Los desdoblamientos de la realidad son, en ocasiones, pasajes oníricos, surrealistas o de realismo mágico, con magníficas tomas abiertas de gran angular, en formato de 65 mm. En lo que son las propias preocupaciones de G. Iñárritu, como artista e intelectual, cuestiona la historia, la política, el rostro de la nación. En el Castillo de Chapultepec, y en presencia de un importante enviado de Estados Unidos, describe la batalla de los Niños Héroes, pero la recrea como un videoclip bufo, en el que reprocha la farsa que se enseña en los libros de texto, con todo y el vuelo de Juan Escutia, que queda como una parodia de heroísmo.
O, en su faceta de documentalista, se involucra con un ejército de migrantes, que avanzan hacia el norte. Desarrapados, autómatas, como zombies, cruzan una carretera y detienen el tráfico. Hablan lenguas indígenas, mientras huyen de un país que los detesta. Las metáforas son tan obvias que se convierten en clichés.

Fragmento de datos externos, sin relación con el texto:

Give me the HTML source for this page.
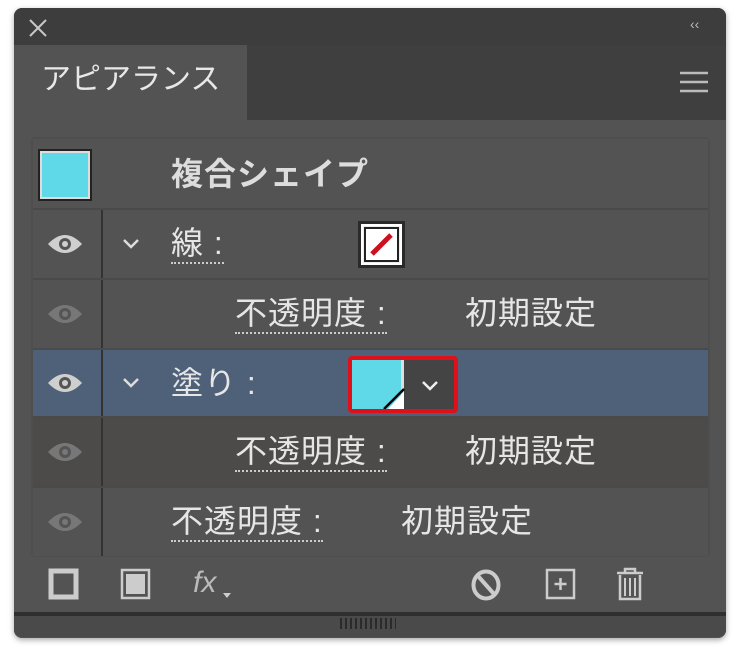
<!DOCTYPE html>
<html><head><meta charset="utf-8"><style>
*{margin:0;padding:0;box-sizing:border-box}
body{width:740px;height:660px;background:#fff;position:relative;overflow:hidden;font-family:"Liberation Sans","Noto Sans CJK JP",sans-serif;color:#e6e6e6}
.a{position:absolute}
.row{position:absolute;left:33px;width:675px;background:#535353;border-bottom:2px solid #4a4a4a}
.sep{position:absolute;left:68px;top:0;bottom:0;width:2px;background:#333}
.t{position:absolute;font-size:32px;letter-spacing:1px;line-height:1;white-space:nowrap}
.u{border-bottom:2px dotted #ccc;padding-bottom:3px}
.eye{position:absolute;left:14px}
</style></head><body>
<div class="a" style="left:14px;top:8px;width:712px;height:630px;background:#4c4c4c;border-radius:8px;overflow:hidden;box-shadow:0 2px 6px rgba(0,0,0,.35)">
 <div class="a" style="left:0;top:0;width:712px;height:37px;background:#3d3d3d"></div>
 <svg class="a" style="left:14px;top:10px" width="20" height="20"><path d="M2 2L18 18M18 2L2 18" stroke="#c8c8c8" stroke-width="2"/></svg>
 <div class="a" style="left:676px;top:8px;font-size:14px;color:#bbb">‹‹</div>
 <div class="a" style="left:0;top:37px;width:712px;height:75px;background:#3f3f3f"></div>
 <div class="a" style="left:0;top:37px;width:233px;height:83px;background:#535353"></div>
 <div class="t" style="left:27px;top:57px;font-size:30px;letter-spacing:0;color:#e8e8e8">アピアランス</div>
 <svg class="a" style="left:666px;top:63px" width="28" height="22"><path d="M0 2H28M0 11H28M0 20H28" stroke="#bbb" stroke-width="2.5"/></svg>
 <div class="a" style="left:0;top:112px;width:712px;height:518px;background:#535353"></div>
 <div class="a" style="left:17px;top:129px;width:679px;height:420px;background:#4e4e4e;border-radius:4px"></div>
</div>
<div class="row" style="top:139px;height:71px">
 <div class="a" style="left:5px;top:10px;width:54px;height:52px;background:#5fd8e8;border:2px solid #222;outline:2px solid #ddd;outline-offset:-4px"></div>
 <div class="t" style="left:138px;top:19px;font-weight:bold;font-size:32px;letter-spacing:1px;color:#ddd">複合シェイプ</div>
</div>
<div class="row" style="top:210px;height:70px"><div class="sep"></div>
 <svg class="eye" style="top:22px" width="36" height="24"><path d="M1 12Q18 -6 35 12Q18 30 1 12Z" fill="#cfcfcf"/><circle cx="18" cy="12" r="6" fill="#555"/><circle cx="18" cy="12" r="3" fill="#cfcfcf"/></svg>
 <svg class="a" style="left:88px;top:27px" width="20" height="14"><path d="M3 3L10 10L17 3" stroke="#ddd" stroke-width="2.5" fill="none"/></svg>
 <div class="t u" style="left:138px;top:17px">線 :</div>
 <div class="a" style="left:325px;top:11px;width:47px;height:47px;background:#fff;border:3px solid #2a2a2a;outline:2px solid #eee;outline-offset:-7px">
  <div class="a" style="left:3px;top:3px;width:35px;height:35px;border:2px solid #222"></div>
  <svg class="a" style="left:5px;top:5px" width="31" height="31"><path d="M6 25L25 6" stroke="#cc1020" stroke-width="5"/></svg></div>
</div>
<div class="row" style="top:280px;height:70px"><div class="sep"></div>
 <svg class="eye" style="top:22px" width="36" height="24"><path d="M1 12Q18 -6 35 12Q18 30 1 12Z" fill="#777"/><circle cx="18" cy="12" r="6" fill="#555"/><circle cx="18" cy="12" r="3" fill="#777"/></svg>
 <div class="t u" style="left:202px;top:17px">不透明度 :</div>
 <div class="t" style="left:432px;top:17px">初期設定</div>
</div>
<div class="row" style="top:350px;height:68px;background:#4f6179"><div class="sep"></div>
 <svg class="eye" style="top:21px" width="36" height="24"><path d="M1 12Q18 -6 35 12Q18 30 1 12Z" fill="#cfcfcf"/><circle cx="18" cy="12" r="6" fill="#555"/><circle cx="18" cy="12" r="3" fill="#cfcfcf"/></svg>
 <svg class="a" style="left:88px;top:26px" width="20" height="14"><path d="M3 3L10 10L17 3" stroke="#ddd" stroke-width="2.5" fill="none"/></svg>
 <div class="t" style="left:138px;top:17px">塗り :</div>
 <div class="a" style="left:315px;top:6px;width:110px;height:57px;border:4px solid #e0101a;border-radius:4px;background:#444;overflow:hidden">
  <div class="a" style="left:0;top:0;width:52px;height:49px;background:#5fd8e8;border-right:3px solid #ddd"></div>
  <svg class="a" style="left:0;top:0" width="56" height="49"><path d="M52 32L52 49L36 49Z" fill="#fff"/><path d="M32 49L52 29" stroke="#000" stroke-width="2.5"/></svg>
  <svg class="a" style="left:68px;top:19px" width="20" height="14"><path d="M3 3L10 10L17 3" stroke="#eee" stroke-width="2.5" fill="none"/></svg>
 </div>
</div>
<div class="row" style="top:418px;height:70px;background:#4d4a4a"><div class="sep"></div>
 <svg class="eye" style="top:22px" width="36" height="24"><path d="M1 12Q18 -6 35 12Q18 30 1 12Z" fill="#777"/><circle cx="18" cy="12" r="6" fill="#555"/><circle cx="18" cy="12" r="3" fill="#777"/></svg>
 <div class="t u" style="left:202px;top:17px">不透明度 :</div>
 <div class="t" style="left:432px;top:17px">初期設定</div>
</div>
<div class="row" style="top:488px;height:68px;border-bottom:none"><div class="sep"></div>
 <svg class="eye" style="top:22px" width="36" height="24"><path d="M1 12Q18 -6 35 12Q18 30 1 12Z" fill="#777"/><circle cx="18" cy="12" r="6" fill="#555"/><circle cx="18" cy="12" r="3" fill="#777"/></svg>
 <div class="t u" style="left:138px;top:17px">不透明度 :</div>
 <div class="t" style="left:368px;top:17px">初期設定</div>
</div>
<svg class="a" style="left:48px;top:568px" width="32" height="32"><rect x="3" y="3" width="25" height="26" fill="none" stroke="#ccc" stroke-width="5"/></svg>
<svg class="a" style="left:120px;top:568px" width="32" height="32"><rect x="2" y="2" width="27" height="28" fill="none" stroke="#ccc" stroke-width="2.5"/><rect x="6" y="6" width="19" height="20" fill="#ccc"/></svg>
<div class="a" style="left:193px;top:566px;font-style:italic;font-size:30px;color:#bbb">fx</div>
<svg class="a" style="left:223px;top:593px" width="8" height="6"><path d="M0 0H8L4 5Z" fill="#ccc"/></svg>
<svg class="a" style="left:470px;top:568px" width="32" height="34"><ellipse cx="16" cy="17" rx="12.5" ry="13.5" fill="none" stroke="#ccc" stroke-width="4"/><path d="M8 8L24 26" stroke="#ccc" stroke-width="4"/></svg>
<svg class="a" style="left:545px;top:568px" width="32" height="32"><rect x="2" y="2" width="27" height="28" fill="none" stroke="#ccc" stroke-width="2.5"/><path d="M15.5 10V22M9.5 16H21.5" stroke="#ccc" stroke-width="2.5"/></svg>
<svg class="a" style="left:614px;top:566px" width="32" height="36"><path d="M3 7H29M11 7V3H21V7" stroke="#ccc" stroke-width="2.5" fill="none"/><path d="M6 9V33H26V9" stroke="#ccc" stroke-width="2.5" fill="none"/><path d="M11 12V30M16 12V30M21 12V30" stroke="#ccc" stroke-width="2"/></svg>
<div class="a" style="left:14px;top:612px;width:712px;height:4px;background:#2f2f2f"></div>
<div class="a" style="left:14px;top:616px;width:712px;height:21px;background:#4a4a4a;border-radius:0 0 8px 8px"></div>
<div class="a" style="left:340px;top:618px;width:56px;height:11px;background:repeating-linear-gradient(90deg,#2a2a2a 0 2px,transparent 2px 5px)"></div>
</body></html>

En calles de la Ciudad de México vaga Gama, envuelto en confusión de nacionalidad e identidad. Ese hombre desamparado es el mismo ganador del Oscar, que se confiesa culpable de haber emigrado a la Unión Americana para triunfar. Enfrentándose a los reproches de siempre y anticipándose a los que vendrán, pide perdón ante su familia, por haber dejado al país, aunque no puede negar que allá se vive mejor que aquí, y que sus hijos van a tener más oportunidades en el extranjero que quedándose en un país que quiere que amen, sin sentirlo.
Peligrosamente cercano a la petulancia, el documentalista y periodista tiene que soportar a sus pares que lo atacan, tal vez por envidia, aunque él quiere aproximarse amistoso. Un conductor de televisión, relamido, populachero y resentido, le reprocha que el éxito lo haya distanciado, haciéndolo inalcanzable.
En el Zócalo hay una enorme pila de cadáveres morenos desnudos. En la cima se encuentra Hernán Cortés. Mientras Gama, como periodista, le reprocha que sea el causante de masacres, el Conquistador se defiende, con los argumentos de siempre, sobre la necesidad de refundar la nación, para traer progreso. Cuando se rompe el diálogo y se entiende que la imagen es una farsa, la toma se va al mástil de la bandera mientras un coro de espectadores invisibles, alienta: “¡Sube, Pelayo, sube…!”
Como si ajustara cuentas con el sentimiento de culpa que le provoca el encumbramiento, como cineasta famoso, millonario y respetado, Iñárritu-Gama dice que se siente vacío pese a los halagos, que no es tan bueno como el público supone y que no siente nada por los galardones. En su interior cree que está sobrevalorado y que ha traicionado a la patria, luego de hacer comerciales aquí, para luego descargar su talento creativo del otro lado de la frontera. Pero no deja de sentir orgullo del terruño. “México es un estado mental”, dice Gama, para expresar que la exótica nación tiene encanto único.
Al final queda el largo testimonio de uno de los genios del cine del nuevo milenio, que se da la oportunidad de acercarse a su público para decir quién es, mientras muestra a México como se lo imaginan en el extranjero.
La cinta se estrena en cines, y en diciembre pasará a la plataforma casera de Netflix.